Anonymous 8:57, I'll be a nitpicker and suggest you learn the difference betweem "moot" and "mute." Grits explained very well why it is not a moot issue. When prisons are full, occupying a prison space with a non-violent offender means some space has to be emptied somewhere.

Anonymous said...

Lord, Lord! Grits,quit reiterating that the link is there for them to peruse, they didn't get it the first time. Obviously, they can't comprehend.
If I read correctly, this man was in his vehicle when he was stopped and subsequently arrested. Hmmm, I think the lesson to all who may find themselves in the same boat is to learn their route and know every offending (to them) business on it so that next time they will know to, say, run from the law till they are beyond the parameters of said businesses.
HE WAS NOT DEALING WITHIN 1000 FT OF PRESCHOOL! Jeeeze, talk about enhancements ... but for the grace of God I dare say not one of you couldn't get snared by this kind of word play abuse. This is exactly what is wrong with our laws today, they can be twisted and hung out to dry to support anybodies given desire of the moment!

ckikerintulia said...

Anon 8:30, Grits also explained above that "mute" doesn't mean what you think it means. Get the meanings straight or keep silent.

Anonymous said...

"I think someone should also check out the grand jury system."

I think you are right. I also have a suspicion that the DA's office is manipulating the jury system, both the grand jury and trail juries. That's how they get some of the absurd sentences they get and how they convict people when there is clearly enough evidence to establish more than reasonable doubt.

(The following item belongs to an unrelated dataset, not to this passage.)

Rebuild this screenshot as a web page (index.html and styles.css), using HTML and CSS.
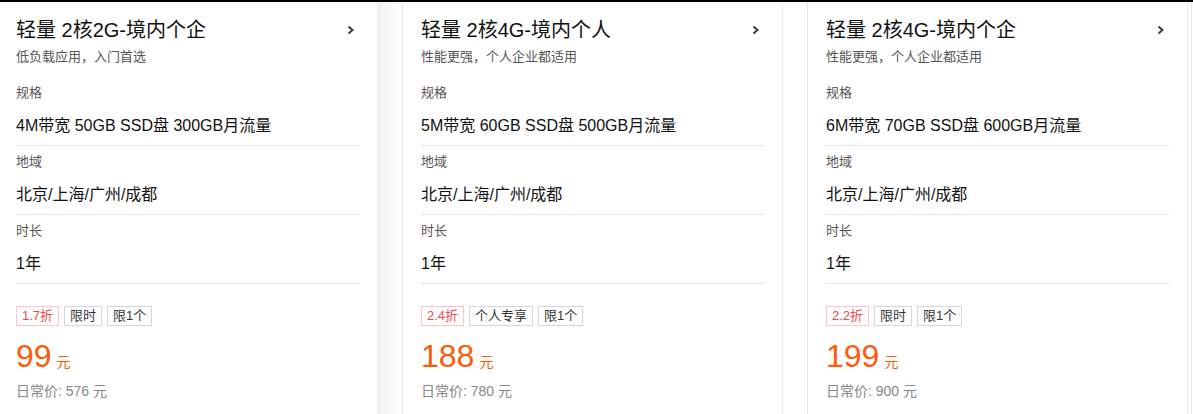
FILE: index.html
```html
<!DOCTYPE html>
<html lang="zh-CN">
<head>
  <meta charset="UTF-8">
  <meta name="viewport" content="width=device-width, initial-scale=1.0">
  <title>轻量应用服务器</title>
  <link rel="stylesheet" href="styles.css">
</head>
<body>
  <main class="cards">

    <!-- 2核2G -->
    <section class="card card-first">
      <div class="card-head">
        <h2 class="card-title">轻量 2核2G-境内个企</h2>
        <svg class="chevron" width="8" height="10" viewBox="0 0 8 10"><path d="M1.5 1.5 L5.5 5 L1.5 8.5" fill="none" stroke="#3a3a3a" stroke-width="2"/></svg>
      </div>
      <p class="card-desc">低负载应用，入门首选</p>
      <div class="spec">
        <div class="spec-label">规格</div>
        <div class="spec-value">4M带宽 50GB SSD盘 300GB月流量</div>
      </div>
      <div class="spec">
        <div class="spec-label">地域</div>
        <div class="spec-value">北京/上海/广州/成都</div>
      </div>
      <div class="spec">
        <div class="spec-label">时长</div>
        <div class="spec-value">1年</div>
      </div>
      <div class="tags">
        <span class="tag tag-red">1.7折</span>
        <span class="tag">限时</span>
        <span class="tag">限1个</span>
      </div>
      <div class="price">99<span class="unit">元</span></div>
      <div class="old-price">日常价: 576 元</div>
    </section>

    <!-- 2核4G 个人 -->
    <section class="card">
      <div class="card-head">
        <h2 class="card-title">轻量 2核4G-境内个人</h2>
        <svg class="chevron" width="8" height="10" viewBox="0 0 8 10"><path d="M1.5 1.5 L5.5 5 L1.5 8.5" fill="none" stroke="#3a3a3a" stroke-width="2"/></svg>
      </div>
      <p class="card-desc">性能更强，个人企业都适用</p>
      <div class="spec">
        <div class="spec-label">规格</div>
        <div class="spec-value">5M带宽 60GB SSD盘 500GB月流量</div>
      </div>
      <div class="spec">
        <div class="spec-label">地域</div>
        <div class="spec-value">北京/上海/广州/成都</div>
      </div>
      <div class="spec">
        <div class="spec-label">时长</div>
        <div class="spec-value">1年</div>
      </div>
      <div class="tags">
        <span class="tag tag-red">2.4折</span>
        <span class="tag">个人专享</span>
        <span class="tag">限1个</span>
      </div>
      <div class="price">188<span class="unit">元</span></div>
      <div class="old-price">日常价: 780 元</div>
    </section>

    <!-- 2核4G 个企 -->
    <section class="card">
      <div class="card-head">
        <h2 class="card-title">轻量 2核4G-境内个企</h2>
        <svg class="chevron" width="8" height="10" viewBox="0 0 8 10"><path d="M1.5 1.5 L5.5 5 L1.5 8.5" fill="none" stroke="#3a3a3a" stroke-width="2"/></svg>
      </div>
      <p class="card-desc">性能更强，个人企业都适用</p>
      <div class="spec">
        <div class="spec-label">规格</div>
        <div class="spec-value">6M带宽 70GB SSD盘 600GB月流量</div>
      </div>
      <div class="spec">
        <div class="spec-label">地域</div>
        <div class="spec-value">北京/上海/广州/成都</div>
      </div>
      <div class="spec">
        <div class="spec-label">时长</div>
        <div class="spec-value">1年</div>
      </div>
      <div class="tags">
        <span class="tag tag-red">2.2折</span>
        <span class="tag">限时</span>
        <span class="tag">限1个</span>
      </div>
      <div class="price">199<span class="unit">元</span></div>
      <div class="old-price">日常价: 900 元</div>
    </section>

    <div class="edge"></div>
  </main>
</body>
</html>
```

FILE: styles.css
```css
/* Reset */
* {
  margin: 0;
  padding: 0;
  box-sizing: border-box;
}

body {
  font-family: "Liberation Sans", Arial, "Noto Sans CJK SC", sans-serif;
  background-color: #fff;
  color: #222;
  border-top: 2px solid #000;
  height: 414px;
  overflow: hidden;
}

/* Card row */
.cards {
  display: flex;
  gap: 24px;
  margin-left: -3px;
  height: 412px;
}

.card {
  position: relative;
  flex: 0 0 381px;
  padding: 14px 17px 0 18px;
  border: 1px solid #e6e6ee;
  border-top: none;
  border-bottom: none;
  background-color: #fff;
}

/* fade on the right of the first card */
.card-first::after {
  content: "";
  position: absolute;
  top: 0;
  bottom: 0;
  left: 100%;
  width: 24px;
  background: linear-gradient(to right, #f1f1f4, #fff);
}

.edge {
  flex: 0 0 1px;
  margin-left: -21px;
  background-color: #e6e6ee;
}

/* Header */
.card-head {
  display: flex;
  align-items: center;
  justify-content: space-between;
}

.card-title {
  font-size: 20px;
  font-weight: normal;
  line-height: 28px;
  color: #111;
}

.chevron {
  margin-right: 5px;
}

.card-desc {
  margin-top: 4px;
  margin-bottom: 11px;
  font-size: 13px;
  line-height: 18px;
  color: #555;
}

/* Spec rows */
.spec {
  padding: 6px 0 7px;
  border-bottom: 1px solid #e5e5ec;
}

.spec-label {
  font-size: 13px;
  line-height: 20px;
  color: #555;
}

.spec-value {
  margin-top: 11px;
  font-size: 16px;
  line-height: 24px;
  color: #111;
}

/* Tags */
.tags {
  display: flex;
  gap: 5px;
  margin-top: 22px;
}

.tag {
  height: 20px;
  padding: 0 5px;
  border: 1px solid #d6d6de;
  font-size: 13px;
  line-height: 18px;
  color: #333;
}

.tag-red {
  border-color: #ffc4cb;
  color: #f5474f;
}

/* Price */
.price {
  margin-top: 12px;
  font-size: 32px;
  line-height: 36px;
  color: #ff5a0a;
}

.price .unit {
  margin-left: 5px;
  font-size: 14px;
}

.old-price {
  margin-top: 1px;
  font-size: 14px;
  line-height: 20px;
  color: #888;
}
```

The current DA, Matt Bingham, was mentored by Skeen and is just like him, although not quite as smart.

The person who said he finds it hard to believe that someone who suborned perjury is a sitting judge would be shocked to learn about all the other things going on in Smith County. Skeen is not the only corrupt elected official in the county. They have established such a powerful political machine they can get away with just about anything. You'd be surprised how high their connections go. When the Commission on Judicial Conduct investigated complaints against Skeen, who do you think was appointed to fill the next vacancy on the Comission? None other than the Smith County Judge who is a political crony of Skeen's. The political machine also controls much of the local media, especially the Tyler paper. This is why many citizens of the county know nothing about the massive corruption. The paper for the reporter that covered the courthouse recently married an assistant DA. They did remove her from the courthouse reporting when she got married but she was involved with this guy for a long time while reporting on major cases. Of course, her reporting consisted only of what was fed to her from the DA's office. The paper only prints what the DA and Skeen want printed, nothing else.

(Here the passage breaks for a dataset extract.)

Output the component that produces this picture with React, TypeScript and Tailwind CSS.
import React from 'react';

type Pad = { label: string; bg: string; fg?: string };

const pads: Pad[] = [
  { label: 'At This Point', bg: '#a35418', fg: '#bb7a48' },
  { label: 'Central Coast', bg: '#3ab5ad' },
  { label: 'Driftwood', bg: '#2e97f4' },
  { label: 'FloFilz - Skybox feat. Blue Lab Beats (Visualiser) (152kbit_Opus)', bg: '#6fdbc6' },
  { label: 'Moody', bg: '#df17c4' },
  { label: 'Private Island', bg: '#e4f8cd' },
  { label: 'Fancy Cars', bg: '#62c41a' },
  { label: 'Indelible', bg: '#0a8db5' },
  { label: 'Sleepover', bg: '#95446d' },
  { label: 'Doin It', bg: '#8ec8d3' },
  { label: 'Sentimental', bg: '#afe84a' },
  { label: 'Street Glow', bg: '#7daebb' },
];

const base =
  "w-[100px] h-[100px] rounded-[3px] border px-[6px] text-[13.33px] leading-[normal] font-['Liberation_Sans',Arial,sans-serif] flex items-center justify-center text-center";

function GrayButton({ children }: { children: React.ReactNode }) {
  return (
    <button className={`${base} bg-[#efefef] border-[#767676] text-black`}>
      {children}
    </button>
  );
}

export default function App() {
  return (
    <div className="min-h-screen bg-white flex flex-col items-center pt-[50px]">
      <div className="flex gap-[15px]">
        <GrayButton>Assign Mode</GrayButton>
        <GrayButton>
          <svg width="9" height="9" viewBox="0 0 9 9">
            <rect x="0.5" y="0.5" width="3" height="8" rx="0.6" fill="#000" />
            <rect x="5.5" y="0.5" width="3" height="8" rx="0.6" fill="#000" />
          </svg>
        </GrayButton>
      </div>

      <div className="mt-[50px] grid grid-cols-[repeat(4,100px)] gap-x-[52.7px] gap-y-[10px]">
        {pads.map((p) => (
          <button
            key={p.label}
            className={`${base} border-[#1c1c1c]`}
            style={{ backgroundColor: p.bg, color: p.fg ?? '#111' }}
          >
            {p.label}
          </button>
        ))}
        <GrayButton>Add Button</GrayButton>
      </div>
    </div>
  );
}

I would say that maybe one day the citizens of the county will wake up to what's going on but I doubt that will happen. This stuff has been going on for more than 30 years and nothing has changed (See "Smith County Justice" by David Ellsworth).

bronxriver73 said...

Yo "anonymous", whassup with you? you sound like a typical bible-Banging, ignorant, Conservative knucklehead. You OBVIOUSLY never smoked a joint in your entire life! If you gave me the choice between locking up small-time offenders and putting a man on the moon, I would choose space exploration. You know, I wonder if we could explore the "space" in your head. The people that prefer locking people up, are brainwashed Conservatives like you and your kind.

"I'm afraid you'll see people starting to take the law into their own hands and the return of vigilante justice. Surely that is not a circumstance that you would advocate? Or is it"?

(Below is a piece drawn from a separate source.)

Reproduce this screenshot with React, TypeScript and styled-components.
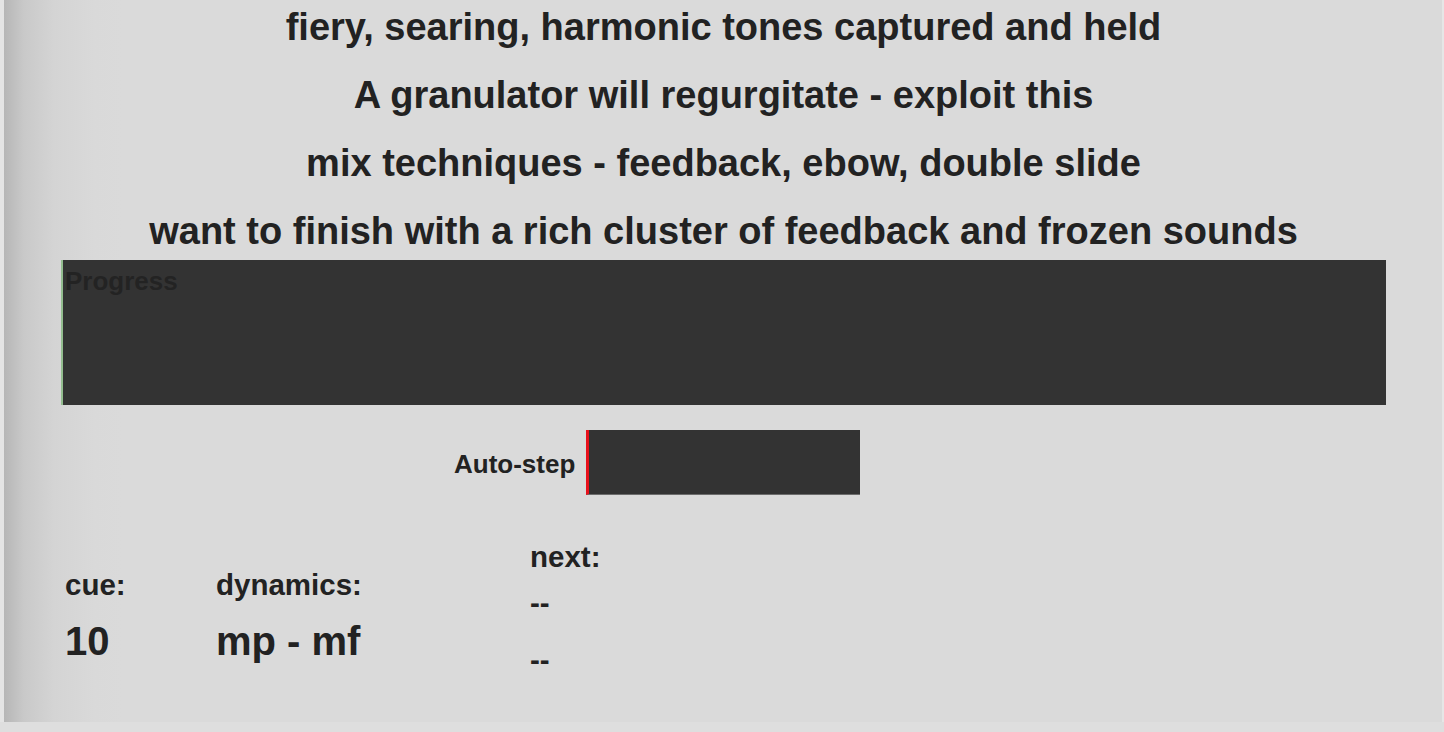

Hey Bubba, there's a revolution coming all right, but it's coming from the Left. I'll tell you what you should do...go home and pray to your false god that WE don't take matters into OUR own hands. Cause we will squash you, and your kind, like the bugs you are.

Anonymous said...

Here's a few other interesting bits of info about how incestuous the Smith County criminal justice system is. The Kerry Max Cook case has been called the worst case of prosecutorial misconduct in the country. Cook was first prosecuted by Skeen's predecessor in the DA's office who was Skeen's cousin, A.D. Clark. Clark now works for the attorney general's office even though it has been well established he withheld evidence, suborned perjury and committed other serious misconduct in the Cook case. This case led an innocent man to spend 20 years on death row. Clark's wife is currently a district judge in Smith County and hears most of the family cases.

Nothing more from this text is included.